# Red Algae



## jriss (Mar 27, 2009)

I just bought a new aquarium two weeks ago. Transfered my three rbp in this new tank. New gravel. Just used some of the old gravel in the canister to circulate bacteria. Also added a large rock and a new plant on some driftwood. Within days, the plant started to turn brown and the leaves began to disintegrate. I have been adding flourish excel for the last week and new plant growth is seen. But most the leaves are dying and now Im getting red algae (I think) on the sides of the tank. I had this problem in my last aquarium and I dont like it. I have a bowed aquarium and its hard to clean off. My questions are: Is this red algae caused by dying plant material? And is there type of live animal I can put in the tank that my rbp wont kill? I heard snails but would like feedback. Thanks all!!!!


----------



## manuelmedina (Oct 27, 2008)

jriss said:


> I just bought a new aquarium two weeks ago. Transfered my three rbp in this new tank. New gravel. Just used some of the old gravel in the canister to circulate bacteria. Also added a large rock and a new plant on some driftwood. Within days, the plant started to turn brown and the leaves began to disintegrate. I have been adding flourish excel for the last week and new plant growth is seen. But most the leaves are dying and now Im getting red algae (I think) on the sides of the tank. I had this problem in my last aquarium and I dont like it. I have a bowed aquarium and its hard to clean off. My questions are: Is this red algae caused by dying plant material? And is there type of live animal I can put in the tank that my rbp wont kill? I heard snails but would like feedback. Thanks all!!!!


that's a new tank algae it takes a while to get rid of it until your tank its stabilized and then a different type of alge starts to grow its green algea but usually your green algea grows because your nitrates are high i had that problem with my piranha tank until i started doing 2 water changes every week and almost no algea grows now, the best way to stop that red algea to grow is to have your lights on as little as possible


----------



## jriss (Mar 27, 2009)

Thanks. Also, is there a brush or scraper of some sort that is curved for use on bowed front glass? Its impossible to use a straight blade on the curved glass to clean off that algae.


----------



## Plowboy (Apr 9, 2008)

If it started as a brownish algae that almost dusts when you rub it, then it's actually called diatoms. Its caused by lack of light (not too much) and an excess of silicates. Its only lasted for 2-4 months on all of my newly established tanks and then just goes away by itself.

Guess I've never heard of the red stuff your talking about though. Sorry I cant help there.

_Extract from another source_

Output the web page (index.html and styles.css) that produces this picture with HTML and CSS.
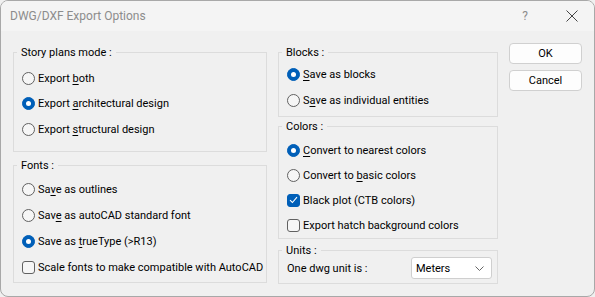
FILE: index.html
```html
<!DOCTYPE html>
<html lang="en">
<head>
  <meta charset="UTF-8">
  <title>DWG/DXF Export Options</title>
  <link rel="stylesheet" href="styles.css">
</head>
<body>
  <div class="dialog">
    <div class="titlebar">
      <span class="title">DWG/DXF Export Options</span>
      <span class="help">?</span>
      <svg class="close" width="12" height="12" viewBox="0 0 12 12">
        <path d="M0.5 0.5 L11.5 11.5 M11.5 0.5 L0.5 11.5" stroke="#444" stroke-width="1" fill="none"/>
      </svg>
    </div>

    <div class="content">
      <div class="col col-left">
        <fieldset class="group story">
          <legend>Story plans mode :</legend>
          <div class="opt"><span class="radio"></span><span>Export <u>b</u>oth</span></div>
          <div class="opt"><span class="radio on"></span><span>Export <u>a</u>rchitectural design</span></div>
          <div class="opt"><span class="radio"></span><span>Export <u>s</u>tructural design</span></div>
        </fieldset>

        <fieldset class="group fonts">
          <legend>Fonts :</legend>
          <div class="opt"><span class="radio"></span><span>Sa<u>v</u>e as outlines</span></div>
          <div class="opt"><span class="radio"></span><span>Sav<u>e</u> as autoCAD standard font</span></div>
          <div class="opt"><span class="radio on"></span><span>Save as <u>t</u>rueType (&gt;R13)</span></div>
          <div class="opt"><span class="check"></span><span>Scale fonts to make compatible with AutoCAD</span></div>
        </fieldset>
      </div>

      <div class="col col-right">
        <fieldset class="group blocks">
          <legend>Blocks :</legend>
          <div class="opt"><span class="radio on"></span><span><u>S</u>ave as blocks</span></div>
          <div class="opt"><span class="radio"></span><span>S<u>a</u>ve as individual entities</span></div>
        </fieldset>

        <fieldset class="group colors">
          <legend>Colors :</legend>
          <div class="opt"><span class="radio on"></span><span><u>C</u>onvert to nearest colors</span></div>
          <div class="opt"><span class="radio"></span><span>Convert to <u>b</u>asic colors</span></div>
          <div class="opt"><span class="check on">
            <svg width="9" height="8" viewBox="0 0 9 8"><path d="M1 4.2 L3.4 6.5 L8 1.2" stroke="#fff" stroke-width="1.1" fill="none"/></svg>
          </span><span>Black plot (CTB colors)</span></div>
          <div class="opt"><span class="check"></span><span>Export hatch background colors</span></div>
        </fieldset>

        <fieldset class="group units">
          <legend>Units :</legend>
          <div class="unit-row">
            <span>One dwg unit is :</span>
            <div class="select">
              <span>Meters</span>
              <svg width="9" height="5" viewBox="0 0 9 5"><path d="M0.5 0.5 L4.5 4.5 L8.5 0.5" stroke="#666" stroke-width="1" fill="none"/></svg>
            </div>
          </div>
        </fieldset>
      </div>

      <div class="col col-buttons">
        <button class="btn">OK</button>
        <button class="btn">Cancel</button>
      </div>
    </div>
  </div>
</body>
</html>
```

FILE: styles.css
```css
body {
  margin: 0;
  font-family: Roboto, "Liberation Sans", sans-serif;
  font-size: 11px;
  color: #000;
  background: #f0f0f0;
}
.dialog {
  width: 595px;
  height: 297px;
  box-sizing: border-box;
  border: 1px solid #a8a8a8;
  border-radius: 8px;
  background: #f0f0f0;
  overflow: hidden;
}
.titlebar {
  display: flex;
  align-items: center;
  height: 30px;
  padding-left: 9px;
  background: #f4f4f4;
}
.title {
  flex-grow: 1;
  font-size: 12px;
  color: #8c8c8c;
}
.help {
  font-size: 12px;
  color: #8c8c8c;
  margin-right: 38px;
}
.close {
  margin-right: 16px;
}
.content {
  display: flex;
  gap: 11px;
  padding: 14px 0 0 12px;
}
.col {
  display: flex;
  flex-direction: column;
}
.col-left {
  width: 254px;
}
.col-right {
  width: 220px;
}
.col-buttons {
  width: 73px;
  gap: 6px;
  margin-top: -2px;
}
.group {
  margin: 0;
  padding: 0 0 0 8px;
  border: 1px solid #dcdcdc;
  display: flex;
  flex-direction: column;
  min-width: 0;
}
.group legend {
  line-height: 15px;
  padding: 0 4px;
  margin-left: -5px;
}
.opt {
  display: flex;
  align-items: center;
  height: 16px;
  white-space: nowrap;
}
.radio,
.check {
  width: 13px;
  height: 13px;
  box-sizing: border-box;
  margin-right: 3px;
  flex-shrink: 0;
  display: flex;
  align-items: center;
  justify-content: center;
}
.radio {
  border: 1px solid #616161;
  border-radius: 50%;
  background: #f6f6f6;
}
.radio.on {
  border-color: #005fb8;
  background: #005fb8;
}
.radio.on::after {
  content: "";
  width: 5px;
  height: 5px;
  border-radius: 50%;
  background: #fff;
}
.check {
  border: 1px solid #616161;
  border-radius: 3px;
  background: #f6f6f6;
}
.check.on {
  border-color: #005fb8;
  background: #005fb8;
}
u {
  text-underline-offset: 2px;
}

.story {
  gap: 9.5px;
  padding-top: 10px;
  padding-bottom: 14px;
}
.fonts {
  margin-top: 6px;
  gap: 10px;
  padding-top: 8px;
  padding-bottom: 7px;
}
.blocks {
  gap: 10px;
  padding-top: 6px;
  padding-bottom: 8px;
}
.colors {
  margin-top: 2px;
  gap: 9px;
  padding-top: 8px;
  padding-bottom: 5px;
}
.units {
  margin-top: 4px;
  padding-bottom: 4px;
}
.unit-row {
  display: flex;
  align-items: center;
  justify-content: space-between;
  margin-top: -1px;
  padding-right: 5px;
}
.select {
  width: 81px;
  height: 22px;
  box-sizing: border-box;
  display: flex;
  align-items: center;
  justify-content: space-between;
  padding: 0 7px 0 4px;
  background: #fff;
  border: 1px solid #cfcfcf;
  border-radius: 3px;
}
.btn {
  height: 21px;
  padding: 0;
  font-family: inherit;
  font-size: 11px;
  color: #000;
  background: #fdfdfd;
  border: 1px solid #d0d0d0;
  border-radius: 4px;
}
```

On my 72g bow front I just used one of these to get the brown stuff. I found one a bit longer somewhere, but I can't remember where right now.


----------



## manuelmedina (Oct 27, 2008)

jriss said:


> Thanks. Also, is there a brush or scraper of some sort that is curved for use on bowed front glass? Its impossible to use a straight blade on the curved glass to clean off that algae.


yea there plenty out there i have a long brush it's pretty rough not recommended for acrylic tanks, i got myself a 72 bowfront saltwater tank so if yours it's a glass tank you can use any type of brushes out there and magnets as well check petsmart and petco they have some nice ones


----------



## Dr. Giggles (Oct 18, 2003)

Also as far as the plant initially dieing off, it is not abnormal for the plant to "melT" when introduced to a new tank. Should grow back fine if left alone.


----------



## Guest (May 24, 2009)

jriss said:


> Thanks. Also, is there a brush or scraper of some sort that is curved for use on bowed front glass? Its impossible to use a straight blade on the curved glass to clean off that algae.


I've used small straight edged razors on many bowed tanks?

Regardless, Mag Floats work well for this application. If the glass is acrylic (usually indicated by there being no silicone on the seams) then make sure you get the acrylic safe version and test it out someone inconspicuous.


----------